Doğduğumuz andan itibaren, toplumsal, kültürel, sosyal bir çok bilgiye maruz kalıyoruz. Nasıl davranacağımızdan tutun, neyi ne kadar düşünmemiz gerektiğine bile yön verilebilen bir düzen içinde yer alıyoruz. Telefonu elinize aldığınızda bile girdiğiniz siteler, ilgilendiğiniz ürünlerin milyonlarca algoritmasına maruz kalıyorsunuz. Böyle bir yaşam içinde kendimiz ne kadar var olabiliyoruz, ya da var olmayı istiyor muyuz? İstemeyi de bir kenara bırakıp buna yönelik bir farkındalık var mı? Benzer kalıpların içinde aynılaşmanın verdiği huzuru arzu ediyor, farklılığın verdiği rahatsızlıktan kaçıyoruz. Bir gün tüm bunlara ilişkin hafızanızı kaybetseniz, çevrenizdekiler sizi, kendiniz olarak ne kadar anlatabilir? Kendiniz olamadığınız bir toplumda. Hele herkesten saklamaya çalıştığınız bir kimliğiniz varsa, toplum tarafından dışlanacağınızı bildiğiniz bir kimlikse...

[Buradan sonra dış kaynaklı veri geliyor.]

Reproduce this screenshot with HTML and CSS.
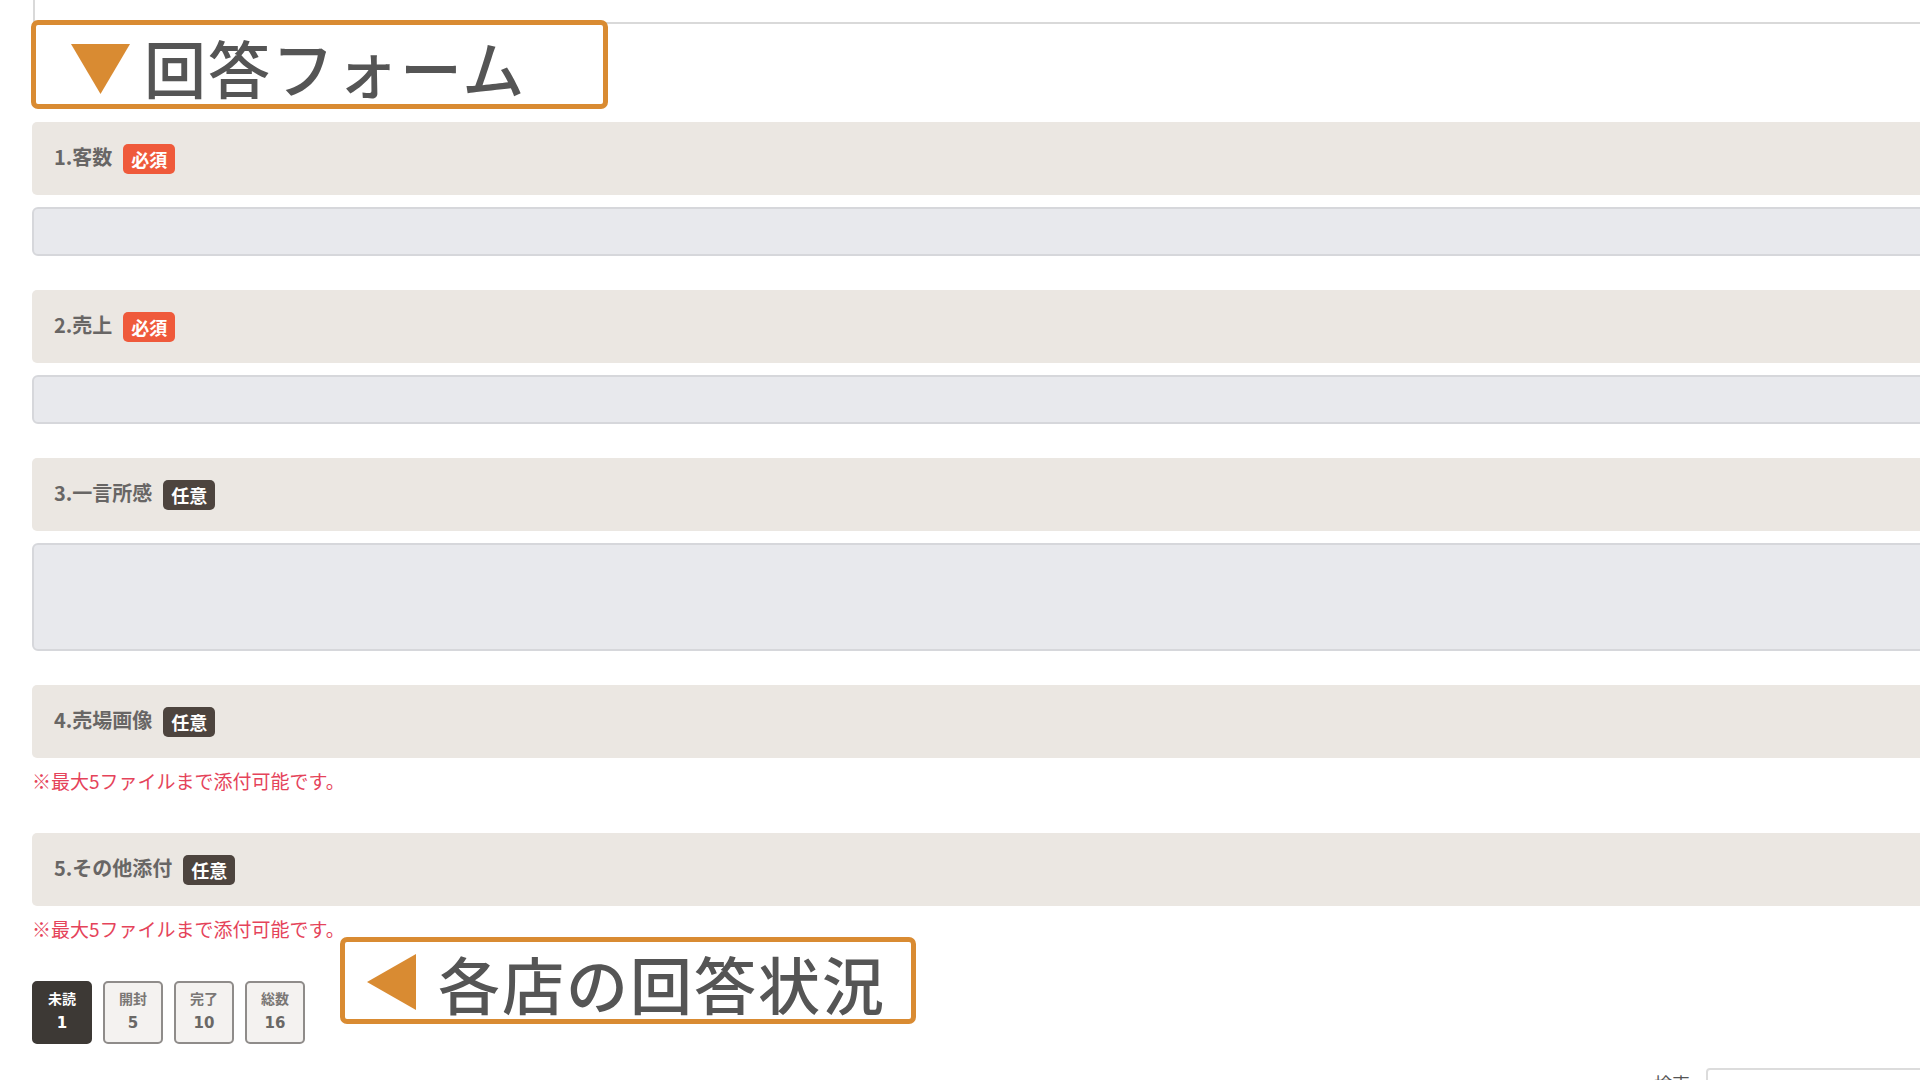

Kitabı bu kısma kadar beğendim, anlatım ve kurgu sizi bir anda içine çekip, kendinize dair sorgulamalar yaptırıyor. Konunun bir anda heteronormatif yapının tarihsel süreci ile farklı bir yöne kayması, kitabın karakter, yazar arasındaki perdenin kalkması da zorlama bir son gibi hissettirdi.
Konu, giriş, gelişme ve sonuç arasında bağlantı kurmaya çalışmadaki zorlama beni hayal kırıklığına uğrattı.